### [INFORMATION SHOWN]

========================

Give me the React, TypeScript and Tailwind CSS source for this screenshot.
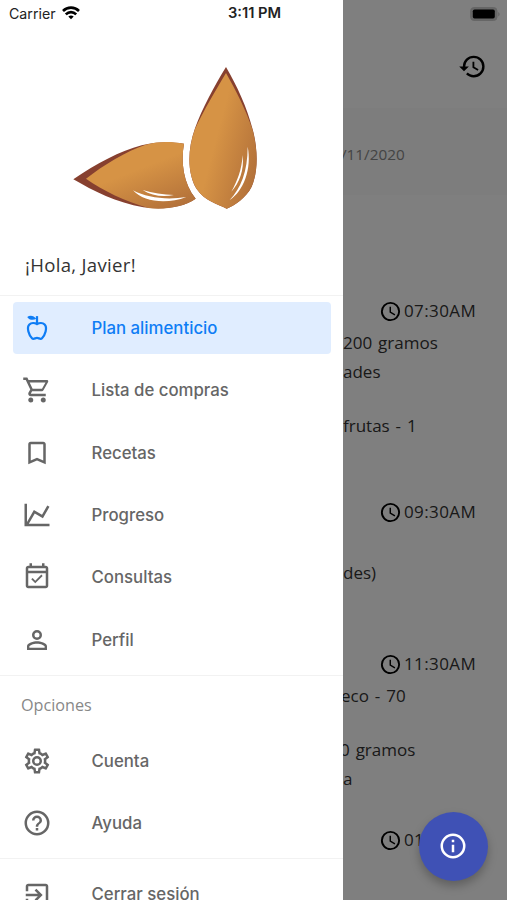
import clsx from "clsx";

const icons = {
  cart: "M17,18A2,2 0 0,1 19,20A2,2 0 0,1 17,22C15.89,22 15,21.1 15,20C15,18.89 15.89,18 17,18M1,2H4.27L5.21,4H20A1,1 0 0,1 21,5C21,5.17 20.95,5.34 20.88,5.5L17.3,11.97C16.96,12.58 16.3,13 15.55,13H8.1L7.2,14.63L7.17,14.75A0.25,0.25 0 0,0 7.42,15H19V17H7C5.89,17 5,16.1 5,15C5,14.65 5.09,14.32 5.24,14.04L6.6,11.59L3,4H1V2M7,18A2,2 0 0,1 9,20A2,2 0 0,1 7,22C5.89,22 5,21.1 5,20C5,18.89 5.89,18 7,18M16,11L18.78,6H6.14L8.5,11H16Z",
  bookmark: "M17,18L12,15.82L7,18V5H17M17,3H7A2,2 0 0,0 5,5V21L12,18L19,21V5C19,3.89 18.1,3 17,3Z",
  chart: "M16,11.78L20.24,4.45L21.97,5.45L16.74,14.5L10.23,10.75L5.46,19H22V21H2V3H4V17.54L9.5,8L16,11.78Z",
  calendar:
    "M19 3H18V1H16V3H8V1H6V3H5C3.9 3 3 3.9 3 5V19C3 20.1 3.9 21 5 21H19C20.1 21 21 20.1 21 19V5C21 3.9 20.1 3 19 3M19 19H5V9H19V19M19 7H5V5H19V7M7.4 13.8L8.5 12.8L10.6 14.9L15.5 10L16.5 11.1L10.6 17L7.4 13.8Z",
  account:
    "M12,4A4,4 0 0,1 16,8A4,4 0 0,1 12,12A4,4 0 0,1 8,8A4,4 0 0,1 12,4M12,6A2,2 0 0,0 10,8A2,2 0 0,0 12,10A2,2 0 0,0 14,8A2,2 0 0,0 12,6M12,13C14.67,13 20,14.33 20,17V20H4V17C4,14.33 9.33,13 12,13M12,14.9C9.03,14.9 5.9,16.36 5.9,17V18.1H18.1V17C18.1,16.36 14.97,14.9 12,14.9Z",
  cog: "M12,8A4,4 0 0,1 16,12A4,4 0 0,1 12,16A4,4 0 0,1 8,12A4,4 0 0,1 12,8M12,10A2,2 0 0,0 10,12A2,2 0 0,0 12,14A2,2 0 0,0 14,12A2,2 0 0,0 12,10M10,22C9.75,22 9.54,21.82 9.5,21.58L9.13,18.93C8.5,18.68 7.96,18.34 7.44,17.94L4.95,18.95C4.73,19.03 4.46,18.95 4.34,18.73L2.34,15.27C2.21,15.05 2.27,14.78 2.46,14.63L4.57,12.97L4.5,12L4.57,11L2.46,9.37C2.27,9.22 2.21,8.95 2.34,8.73L4.34,5.27C4.46,5.05 4.73,4.96 4.95,5.05L7.44,6.05C7.96,5.66 8.5,5.32 9.13,5.07L9.5,2.42C9.54,2.18 9.75,2 10,2H14C14.25,2 14.46,2.18 14.5,2.42L14.87,5.07C15.5,5.32 16.04,5.66 16.56,6.05L19.05,5.05C19.27,4.96 19.54,5.05 19.66,5.27L21.66,8.73C21.79,8.95 21.73,9.22 21.54,9.37L19.43,11L19.5,12L19.43,13L21.54,14.63C21.73,14.78 21.79,15.05 21.66,15.27L19.66,18.73C19.54,18.95 19.27,19.04 19.05,18.95L16.56,17.95C16.04,18.34 15.5,18.68 14.87,18.93L14.5,21.58C14.46,21.82 14.25,22 14,22H10M11.25,4L10.88,6.61C9.68,6.86 8.62,7.5 7.85,8.39L5.44,7.35L4.69,8.65L6.8,10.2C6.4,11.37 6.4,12.64 6.8,13.8L4.68,15.36L5.43,16.66L7.86,15.62C8.63,16.5 9.68,17.14 10.87,17.38L11.24,20H12.76L13.13,17.39C14.32,17.14 15.37,16.5 16.14,15.62L18.57,16.66L19.32,15.36L17.2,13.81C17.6,12.64 17.6,11.37 17.2,10.2L19.31,8.65L18.56,7.35L16.15,8.39C15.38,7.5 14.32,6.86 13.12,6.62L12.75,4H11.25Z",
  help: "M11,18H13V16H11V18M12,2A10,10 0 0,0 2,12A10,10 0 0,0 12,22A10,10 0 0,0 22,12A10,10 0 0,0 12,2M12,20C7.59,20 4,16.41 4,12C4,7.59 7.59,4 12,4C16.41,4 20,7.59 20,12C20,16.41 16.41,20 12,20M12,6A4,4 0 0,0 8,10H10A2,2 0 0,1 12,8A2,2 0 0,1 14,10C14,12 11,11.75 11,15H13C13,12.75 16,12.5 16,10A4,4 0 0,0 12,6Z",
  exit: "M19,3H5C3.89,3 3,3.89 3,5V9H5V5H19V19H5V15H3V19A2,2 0 0,0 5,21H19A2,2 0 0,0 21,19V5C21,3.89 20.1,3 19,3M10.08,15.58L11.5,17L16.5,12L11.5,7L10.08,8.41L12.67,11H3V13H12.67L10.08,15.58Z",
  history:
    "M13.5,8H12V13L16.28,15.54L17,14.33L13.5,12.25V8M13,3A9,9 0 0,0 4,12H1L4.96,16.03L9,12H6A7,7 0 0,1 13,5A7,7 0 0,1 20,12A7,7 0 0,1 13,19C11.07,19 9.32,18.21 8.06,16.94L6.64,18.36C8.22,20 10.5,21 13,21A9,9 0 0,0 22,12A9,9 0 0,0 13,3",
  clock: "M12,20A8,8 0 0,0 20,12A8,8 0 0,0 12,4A8,8 0 0,0 4,12A8,8 0 0,0 12,20M12,2A10,10 0 0,1 22,12A10,10 0 0,1 12,22C6.47,22 2,17.5 2,12A10,10 0 0,1 12,2M12.5,7V12.25L17,14.92L16.25,16.15L11,13V7H12.5Z",
  info: "M11,9H13V7H11M12,20C7.59,20 4,16.41 4,12C4,7.59 7.59,4 12,4C16.41,4 20,7.59 20,12C20,16.41 16.41,20 12,20M12,2A10,10 0 0,0 2,12A10,10 0 0,0 12,22A10,10 0 0,0 22,12A10,10 0 0,0 12,2M11,17H13V11H11V17Z",
};

type IconName = keyof typeof icons;

function Icon({ name, className }: { name: IconName; className?: string }) {
  return (
    <svg viewBox="0 0 24 24" fill="currentColor" className={clsx("shrink-0", className)}>
      <path d={icons[name]} />
    </svg>
  );
}

function AppleIcon() {
  return (
    <svg viewBox="0 0 24 24" className="size-[30px] shrink-0" fill="none" stroke="currentColor" strokeWidth="1.8">
      <path d="M12 8.9C10.2 7.8 7.4 7.7 5.9 9.2C3.4 11.8 5.6 17.8 8 20.2C9.2 21.4 10.6 19.9 12 19.9C13.4 19.9 14.8 21.4 16 20.2C18.4 17.8 20.6 11.8 18.1 9.2C16.6 7.7 13.8 7.8 12 8.9Z" />
      <path d="M12 9V2.5" />
      <path d="M11.4 4.6C9 6 5.6 5.6 4.2 3.1C6.4 1.4 9.4 1.9 11.4 4.6Z" fill="currentColor" stroke="none" />
    </svg>
  );
}

function Logo() {
  return (
    <svg viewBox="0 0 630 495" className="h-[165px] w-[210px]">
      <defs>
        <linearGradient id="nutLeft" x1="0.3" y1="0.1" x2="0.85" y2="0.95">
          <stop offset="0.35" stopColor="#d69345" />
          <stop offset="1" stopColor="#b4723a" />
        </linearGradient>
        <linearGradient id="nutRight" x1="0.2" y1="0.4" x2="0.95" y2="0.8">
          <stop offset="0.25" stopColor="#d69345" />
          <stop offset="1" stopColor="#b4723a" />
        </linearGradient>
      </defs>
      <path
        d="M40 373C110 325 180 288 245 271C290 259 330 260 372 266C362 322 370 385 407 431C370 457 310 465 250 457C170 443 100 408 40 373Z"
        fill="#87402f"
      />
      <path
        d="M78 371C130 330 200 288 257 269C300 258 335 260 372 266C362 322 370 385 407 431C370 457 310 465 265 459C195 438 130 408 78 371Z"
        fill="url(#nutLeft)"
      />
      <path
        d="M498 36C461 96 427 160 405 220C380 290 384 360 410 402C435 440 475 447 500 461C525 450 557 430 575 395C597 345 592 270 577 220C562 160 531 92 498 36Z"
        fill="#87402f"
      />
      <path
        d="M498 54C466 108 431 166 405 222C380 290 384 360 410 402C435 440 475 447 500 461C525 450 557 430 575 395C597 345 592 275 577 222C558 166 528 107 498 54Z"
        fill="url(#nutRight)"
      />
      <g fill="#fff">
        <path d="M219 406C250 441 320 449 379 426C325 435 262 430 219 406Z" />
        <path d="M248 405C275 423 310 427 342 420C310 418 277 415 248 405Z" />
        <path d="M563 275C576 340 551 408 509 435C542 400 563 350 563 275Z" />
        <path d="M548 300C553 345 538 385 514 410C532 378 545 345 548 300Z" />
      </g>
    </svg>
  );
}

function StatusBar() {
  return (
    <div className="absolute inset-x-0 top-0 flex h-[27px] items-center justify-between pr-[7px] pl-[9px] font-['Inter',sans-serif] text-[14.2px] text-[#222]">
      <div className="flex w-[180px] items-center gap-1.5">
        <span>Carrier</span>
        <svg viewBox="0 0 18 14" className="h-3.5 w-[18px]" fill="none" stroke="#000" strokeWidth="2.6">
          <path d="M1 5C5.5 0.5 12.5 0.5 17 5" />
          <path d="M3.8 8.4C6.8 5.4 11.2 5.4 14.2 8.4" />
          <path d="M6.3 10.6C8 9.2 10 9.2 11.7 10.6L9 13.2Z" fill="#000" stroke="none" />
        </svg>
      </div>
      <span className="text-[14.7px] font-semibold">3:11 PM</span>
      <div className="flex w-[180px] justify-end">
        <svg viewBox="0 0 30 14" className="h-3.5 w-[30px]">
          <rect x="0.6" y="0.5" width="26.4" height="13" rx="3.5" fill="#666" stroke="#666" />
          <rect x="2.8" y="2.5" width="22" height="9" rx="1.8" fill="#000" />
          <path d="M28.3 5V9.4C30 8.6 30 5.8 28.3 5Z" fill="#606060" />
        </svg>
      </div>
    </div>
  );
}

function MenuItem({ label, icon, active }: { label: string; icon?: IconName; active?: boolean }) {
  return (
    <li
      className={clsx(
        "mr-3 ml-[13px] flex h-[52.3px] items-center gap-[39.5px] rounded pl-[9px]",
        active ? "bg-[#e0edff] text-[#0f7df5]" : "text-[#666]"
      )}
    >
      {icon ? <Icon name={icon} className="size-[30px]" /> : <AppleIcon />}
      <span className="pt-px whitespace-nowrap">{label}</span>
    </li>
  );
}

const mainItems: { label: string; icon?: IconName; active?: boolean }[] = [
  { label: "Plan alimenticio", active: true },
  { label: "Lista de compras", icon: "cart" },
  { label: "Recetas", icon: "bookmark" },
  { label: "Progreso", icon: "chart" },
  { label: "Consultas", icon: "calendar" },
  { label: "Perfil", icon: "account" },
];

function Drawer() {
  return (
    <aside className="absolute inset-y-0 left-0 w-[343px] overflow-hidden bg-white font-['Inter',sans-serif] text-[16.8px] font-medium">
      <div className="pt-[55px] pl-[60px]">
        <Logo />
      </div>
      <p className="mt-[30px] pl-[25px] font-['Open_Sans',sans-serif] text-[18.6px] leading-[30px] font-normal tracking-[0.3px] text-[#333]">
        ¡Hola, Javier!
      </p>
      <ul className="mt-[15px] flex flex-col gap-2.5 border-t border-[#f2f2f2] pt-[6px] pb-[9px]">
        {mainItems.map((item) => (
          <MenuItem key={item.label} {...item} />
        ))}
      </ul>
      <div className="border-t border-[#f2f2f2] pt-[14px]">
        <p className="pl-[21px] font-['Open_Sans',sans-serif] text-[16.2px] leading-[30px] font-normal text-[#888]">
          Opciones
        </p>
        <ul className="mt-[15px] flex flex-col gap-2.5 pb-[9px]">
          <MenuItem label="Cuenta" icon="cog" />
          <MenuItem label="Ayuda" icon="help" />
        </ul>
      </div>
      <ul className="border-t border-[#f2f2f2] pt-[9px]">
        <MenuItem label="Cerrar sesión" icon="exit" />
      </ul>
    </aside>
  );
}

function MealTime({ time }: { time: string }) {
  return (
    <div className="flex h-[30px] items-center gap-[2.5px] pl-[35.5px]">
      <Icon name="clock" className="size-[23px] text-black" />
      <span className="tracking-[0.4px]">{time}</span>
    </div>
  );
}

function MealPlan() {
  return (
    <main className="h-full bg-white font-['Open_Sans',sans-serif] text-[17px] leading-[30px] text-[#333]">
      <header className="flex h-[108px] items-end justify-end pr-5 pb-[27px]">
        <Icon name="history" className="size-[29px] text-black" />
      </header>
      <div className="flex h-[87px] items-center bg-[#fafafa] pt-[5px] pl-[341px] text-[15.3px] text-[#888]">
        /11/2020
      </div>
      <div className="pt-[101px] pl-[343px] [word-spacing:1.5px] whitespace-nowrap">
        <section className="h-[201px]">
          <MealTime time="07:30AM" />
          <p className="pt-[2px]">200 gramos</p>
          <p className="-mt-px">ades</p>
          <p className="mt-6">frutas - 1</p>
        </section>
        <section className="h-[152px]">
          <MealTime time="09:30AM" />
          <p className="mt-[31px]">des)</p>
        </section>
        <section className="h-[176px]">
          <MealTime time="11:30AM" />
          <p className="-ml-[2px] pt-[2px]">eco - 70</p>
          <p className="mt-6 -ml-[3px]">0 gramos</p>
          <p className="-mt-px">a</p>
        </section>
        <MealTime time="01:30PM" />
      </div>
    </main>
  );
}

export default function App() {
  return (
    <div className="relative h-[900px] w-[507px] overflow-hidden">
      <MealPlan />
      <div className="absolute inset-0 bg-black/50" />
      <button className="absolute right-[19.5px] bottom-[19.5px] flex size-[68.5px] items-center justify-center rounded-full bg-[#3f51b5] text-white shadow-[0_5px_10px_rgba(0,0,0,0.25)]">
        <Icon name="info" className="size-[30px]" />
      </button>
      <Drawer />
      <StatusBar />
    </div>
  );
}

========================

### [WHAT IS NEEDED]
Starting at the top of the listing above, please restate word for word each line up to and including the one that holds "import clsx from", omitting every image.

### [ANSWER TO THE EXERCISE]
Give me the React, TypeScript and Tailwind CSS source for this screenshot.
import clsx from "clsx";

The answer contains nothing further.